Und das wiederum bedeutete, daß er Serena und Astaroth niemals wiedersehen würde. Verzweifelt sah er hoch und blickte sich nach Yasal um. Er entdeckte den Beduinen an der gegenüberliegenden Seite des Raums. Yasal hatte vor der Wand Aufstellung genommen und beide Arme in einer seltsamen, beinahe beschwörend anmutenden Geste erhoben. Er stand vollkommen reglos da. »Was tut er da?« murmelte Mike. Es sah beinahe aus, als wolle Yasal die Wand... beschwören? »Was um alles in der Welt -« Mike brach ab und schloß geblendet die Augen, aber es nutzte nicht viel. Zwischen Yasals Fingern war jäh ein grelles, bläulich-weißes Licht aufgeflammt; ein Schein, ganz ähnlich dem, den sie gerade beobachtet hatten, als er die Tür aufsprengte, nur ungleich heller. So rasch es in dem schwerfälligen Anzug möglich war, hob Mike beide Hände vor das Sichtfenster und wandte sich ab. Trotzdem blitzte und funkelte es weiterhin so grell und schmerzhaft vor seinen Augen, daß er absolut nichts sehen konnte. Erst nach einer ganzen Weile wagte er es wieder, den Kopf zu heben und vorsichtig in die Richtung zu blinzeln, wo Yasal gestanden hatte. Er war noch immer da, aber die Wand vor ihm war zum größten Teil verschwunden. Im ersten Moment glaubte Mike, seine geblendeten Augen würden ihm einen Streich spielen. Er blinzelte ein paarmal, aber es blieb dabei: Genau dort, wo der Beduine stand, gähnte ein gut zweieinhalb Meter messendes, kreisrundes Loch in der massiven Stahlwand des Rumpfes, dessen Ränder noch dunkelrot glühten. Kochendes Wasser und silberne Luftblasen stoben in einem wilden Sog nach draußen.
»Er... er hat ein Loch in die Wand gebrannt!« murmelte Mike fassungslos. »Aber... aber wie hat er das gemacht? Er hat doch nichts mit hierhergebracht. Ich meine, kein Werkzeug, kein... « Er sprach nicht weiter. Offensichtlich verfügte Yasal -und sicher auch Hasim -über Fähigkeiten und Kräfte, die an Zauberei grenzten.
Yasal winkte ihnen zu und bückte sich dann nach einem der weißen Kokons. Ohne sichtbare Anstrengung hob er ihn hoch und versetzte ihm einen sachten Stubs, so daß er durch das Loch in der Schiffswand hindurchglitt und sich draußen sanft auf den Meeresgrund herabsenkte. Eine Wolke aus beigeweißem Sand stob hoch und verteilte sich in weitem Umkreis im Wasser, ehe sie wieder zu sinken begann. Yasal deutete auf die übrigen Ballen, drehte sich dann herum und sprang nach draußen.

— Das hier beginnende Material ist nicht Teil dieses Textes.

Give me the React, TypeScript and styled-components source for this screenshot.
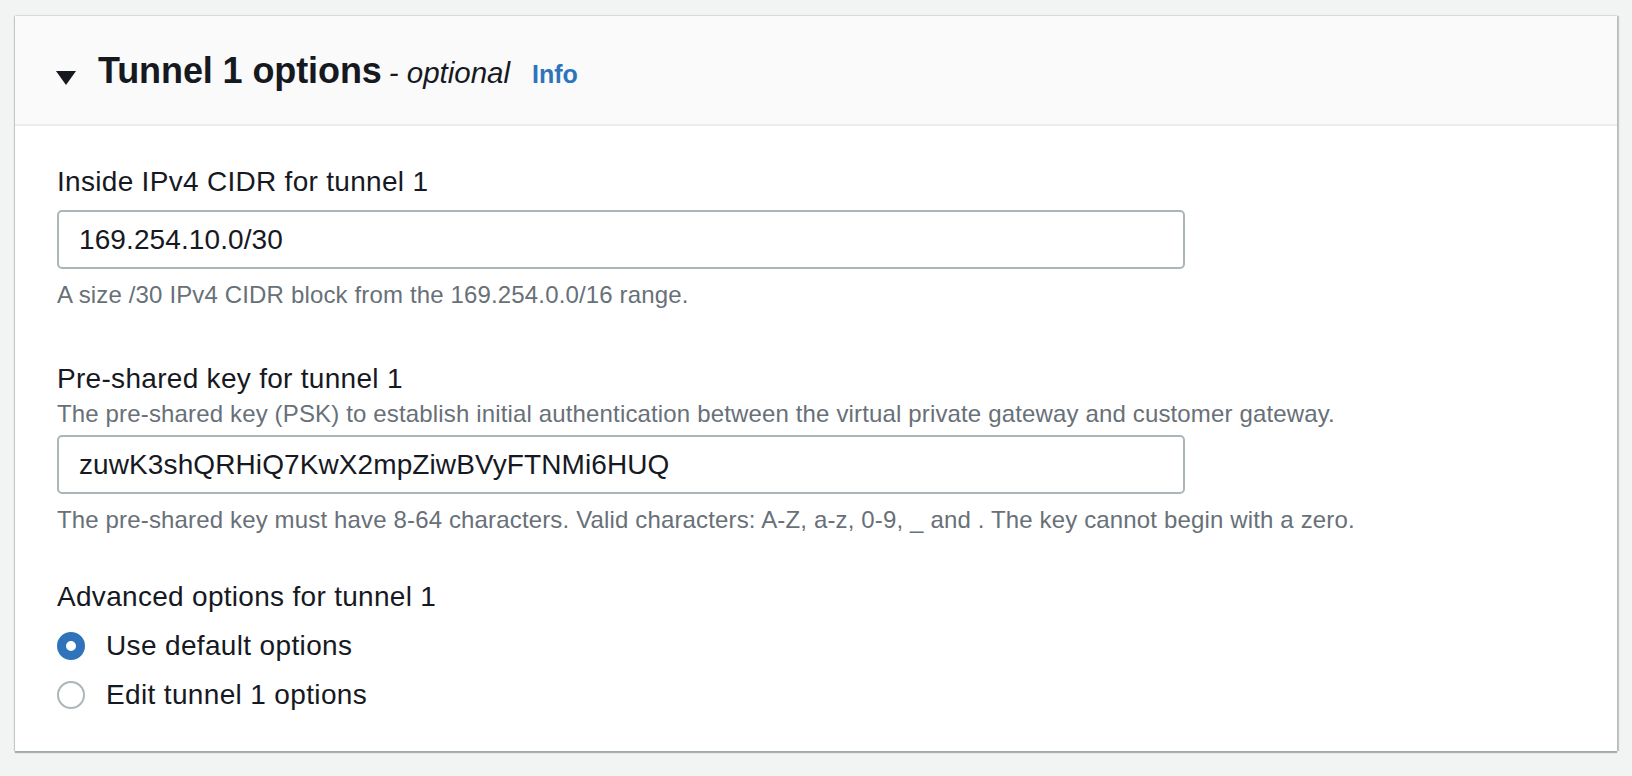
import React, { useState } from "react";
import styled, { createGlobalStyle } from "styled-components";

const GlobalStyle = createGlobalStyle`
  html, body {
    margin: 0;
    padding: 0;
    background: #f2f3f3;
  }
  body {
    font-family: "Liberation Sans", Arial, sans-serif;
    color: #16191f;
  }
`;

const Page = styled.div`
  padding: 16px 15px 22px 15px;
`;

const Card = styled.section`
  background: #ffffff;
  box-shadow: 0 2px 1px 0 rgba(0, 28, 36, 0.3), 2px 0 1px 0 rgba(0, 28, 36, 0.2),
    -1px 0 1px 0 rgba(0, 28, 36, 0.15), 0 -1px 1px 0 rgba(0, 28, 36, 0.06);
`;

const Header = styled.header`
  display: flex;
  align-items: center;
  height: 108px;
  padding-left: 41px;
  background: #fafafa;
  border-bottom: 2px solid #eaeded;
`;

const Caret = styled.span`
  width: 0;
  height: 0;
  margin-top: 16px;
  margin-right: 22px;
  border-left: 10px solid transparent;
  border-right: 10px solid transparent;
  border-top: 14px solid #16191f;
`;

const TitleRow = styled.h2`
  display: flex;
  align-items: baseline;
  margin: 0;
  margin-top: 2px;
`;

const Title = styled.span`
  font-size: 36px;
  font-weight: 700;
  letter-spacing: -0.1px;
`;

const Optional = styled.span`
  font-size: 29.5px;
  font-weight: 400;
  font-style: italic;
  margin-left: 7px;
`;

const InfoLink = styled.a`
  font-size: 25px;
  font-weight: 700;
  color: #2f74bb;
  margin-left: 22px;
  text-decoration: none;
  cursor: pointer;
`;

const Body = styled.div`
  padding: 37px 42px 36px 42px;
`;

const Field = styled.div<{ $gap?: number }>`
  display: flex;
  flex-direction: column;
  margin-bottom: ${(p) => p.$gap ?? 46}px;
`;

const Label = styled.label`
  font-size: 28px;
  line-height: 38px;
  letter-spacing: 0.3px;
  color: #16191f;
`;

const Description = styled.div<{ $top?: number }>`
  font-size: 24px;
  line-height: 32px;
  letter-spacing: 0.15px;
  color: #687078;
  margin-top: ${(p) => p.$top ?? 0}px;
`;

const Input = styled.input<{ $top?: number }>`
  box-sizing: border-box;
  width: 1128px;
  height: 59px;
  margin-top: ${(p) => p.$top ?? 0}px;
  padding: 0 20px;
  border: 2px solid #aab7b8;
  border-radius: 5px;
  font-family: "Liberation Sans", Arial, sans-serif;
  font-size: 28px;
  letter-spacing: 0.1px;
  color: #16191f;
  background: #ffffff;
  outline: none;
`;

const RadioGroup = styled.div`
  display: flex;
  flex-direction: column;
  gap: 9px;
  margin-top: 10px;
`;

const RadioRow = styled.label`
  display: flex;
  align-items: center;
  gap: 21px;
  height: 40px;
  font-size: 28px;
  letter-spacing: 0.35px;
  cursor: pointer;
`;

const RadioDot = styled.span<{ $checked: boolean }>`
  box-sizing: border-box;
  width: 28px;
  height: 28px;
  border-radius: 50%;
  flex-shrink: 0;
  background: #ffffff;
  border: ${(p) => (p.$checked ? "9px solid #2f74bb" : "2px solid #aab7b8")};
`;

const options = ["Use default options", "Edit tunnel 1 options"];

export default function App() {
  const [cidr, setCidr] = useState("169.254.10.0/30");
  const [psk, setPsk] = useState("zuwK3shQRHiQ7KwX2mpZiwBVyFTNMi6HUQ");
  const [choice, setChoice] = useState(0);

  return (
    <Page>
      <GlobalStyle />
      <Card>
        <Header>
          <Caret />
          <TitleRow>
            <Title>Tunnel 1 options</Title>
            <Optional>- optional</Optional>
            <InfoLink>Info</InfoLink>
          </TitleRow>
        </Header>
        <Body>
          <Field $gap={49}>
            <Label>Inside IPv4 CIDR for tunnel 1</Label>
            <Input $top={9} value={cidr} onChange={(e) => setCidr(e.target.value)} />
            <Description $top={10}>A size /30 IPv4 CIDR block from the 169.254.0.0/16 range.</Description>
          </Field>
          <Field $gap={42}>
            <Label>Pre-shared key for tunnel 1</Label>
            <Description>
              The pre-shared key (PSK) to establish initial authentication between the virtual private
              gateway and customer gateway.
            </Description>
            <Input $top={5} value={psk} onChange={(e) => setPsk(e.target.value)} />
            <Description $top={10}>
              The pre-shared key must have 8-64 characters. Valid characters: A-Z, a-z, 0-9, _ and . The
              key cannot begin with a zero.
            </Description>
          </Field>
          <Field $gap={0}>
            <Label>Advanced options for tunnel 1</Label>
            <RadioGroup>
              {options.map((o, i) => (
                <RadioRow key={o} onClick={() => setChoice(i)}>
                  <RadioDot $checked={choice === i} />
                  {o}
                </RadioRow>
              ))}
            </RadioGroup>
          </Field>
        </Body>
      </Card>
    </Page>
  );
}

»Das war deutlich«, sagte Singh. »Offenbar hat er nichts mehr dagegen, daß wir die Dinger anfassen. Kommt, Herr -beeilen wir uns. « Mike und er machten sich wortlos an die Arbeit. Sie konnten von hier aus die NAUTILUS sogar sehen. Das Schiff lag wie ein stählerner Riesenfisch nicht weit entfernt, allerdings so, daß ihre Position und das, was sie taten, vom Salon aus oder auch dem Turm, der ja ebenfalls über Fenster verfügte, nicht zu sehen war. Mike glaubte keine Sekunde lang daran, daß das Zufall war. Sie bugsierten ein knappes Dutzend der sechseckigen weißen Behältnisse nach draußen, ehe Yasal ihnen bedeutete, daß es genug war, dann verließen sie die TITANIC auf dieselbe Weise wie der Beduine zuvor. Yasal mußte sie nicht eigens auffordern, jeweils eines der Bündel zu nehmen und zur NAUTILUS zu tragen. Zumindest dieser Teil der Bergungsaktion war Singh und Mike vollkommen klar. Mike war mittlerweile sicher, daß Yasal jeden Schritt und jeden Handgriff, den sie taten, genau vorausgeplant hatte.

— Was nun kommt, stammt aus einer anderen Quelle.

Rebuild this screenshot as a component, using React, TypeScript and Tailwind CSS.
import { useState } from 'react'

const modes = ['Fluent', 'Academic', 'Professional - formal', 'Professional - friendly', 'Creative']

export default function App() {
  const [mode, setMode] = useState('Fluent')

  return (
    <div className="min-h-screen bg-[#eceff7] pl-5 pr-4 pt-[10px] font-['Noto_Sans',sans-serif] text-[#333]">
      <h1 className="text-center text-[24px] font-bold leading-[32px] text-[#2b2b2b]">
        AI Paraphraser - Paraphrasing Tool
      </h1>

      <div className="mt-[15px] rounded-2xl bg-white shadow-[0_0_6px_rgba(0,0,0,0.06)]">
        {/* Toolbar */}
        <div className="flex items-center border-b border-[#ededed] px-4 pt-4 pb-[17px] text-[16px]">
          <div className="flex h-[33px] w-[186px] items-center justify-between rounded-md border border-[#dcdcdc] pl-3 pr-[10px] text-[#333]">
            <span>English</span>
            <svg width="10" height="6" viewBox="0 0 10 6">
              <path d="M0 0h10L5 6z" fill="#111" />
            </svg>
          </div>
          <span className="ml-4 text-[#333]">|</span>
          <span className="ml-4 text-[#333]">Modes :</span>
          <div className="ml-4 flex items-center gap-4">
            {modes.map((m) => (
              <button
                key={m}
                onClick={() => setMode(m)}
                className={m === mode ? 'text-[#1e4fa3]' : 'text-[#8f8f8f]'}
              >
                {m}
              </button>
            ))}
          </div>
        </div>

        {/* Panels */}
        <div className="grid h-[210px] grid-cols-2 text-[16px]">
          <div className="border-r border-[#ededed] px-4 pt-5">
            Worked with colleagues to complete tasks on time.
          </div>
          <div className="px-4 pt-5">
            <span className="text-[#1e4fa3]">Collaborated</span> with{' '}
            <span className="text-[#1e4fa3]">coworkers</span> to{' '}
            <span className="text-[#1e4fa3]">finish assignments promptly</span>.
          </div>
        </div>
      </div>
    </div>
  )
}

Sie trugen die drei Behälter zur NAUTILUS und verstauten sie aufrecht nebeneinander in der Schleusenkammer, dann kehrten sie zurück, um die nächsten drei zu holen, und noch einmal und schließlich ein letztes Mal. Nachdem sie den Weg insgesamt viermal zurückgelegt hatten, bedeutete ihnen Yasal, daß es genug sei.
Mike konnte ihm nur beipflichten. Während sie darauf warteten, daß das Schleusentor sich wieder öffnete und sie selbst an Bord der NAUTILUS gehen konnten, sah er nervös auf die Uhr. Seiner Schätzung nach konnte der Sauerstoffvorrat in ihren Flaschen allerhöchstens noch für ein paar Minuten reichen. Ihre Nerven wurden auf eine harte Probe gestellt. Es schien endlos zu dauern, bis die Schleuse erneut geöffnet wurde, und noch länger, bis sie sich hineingequetscht hatten und das Wasser abzufließen begann. Die Luft, die in Mikes Helm strömte, war jetzt schlechter geworden; sie schmeckte bitter und verbraucht. Er wartete gerade so lange, bis das Wasser bis an seine Schultern abgesunken war, ehe er sich mit einer hastigen Bewegung den Helm vom Kopf riß und gierig ein-und ausatmete.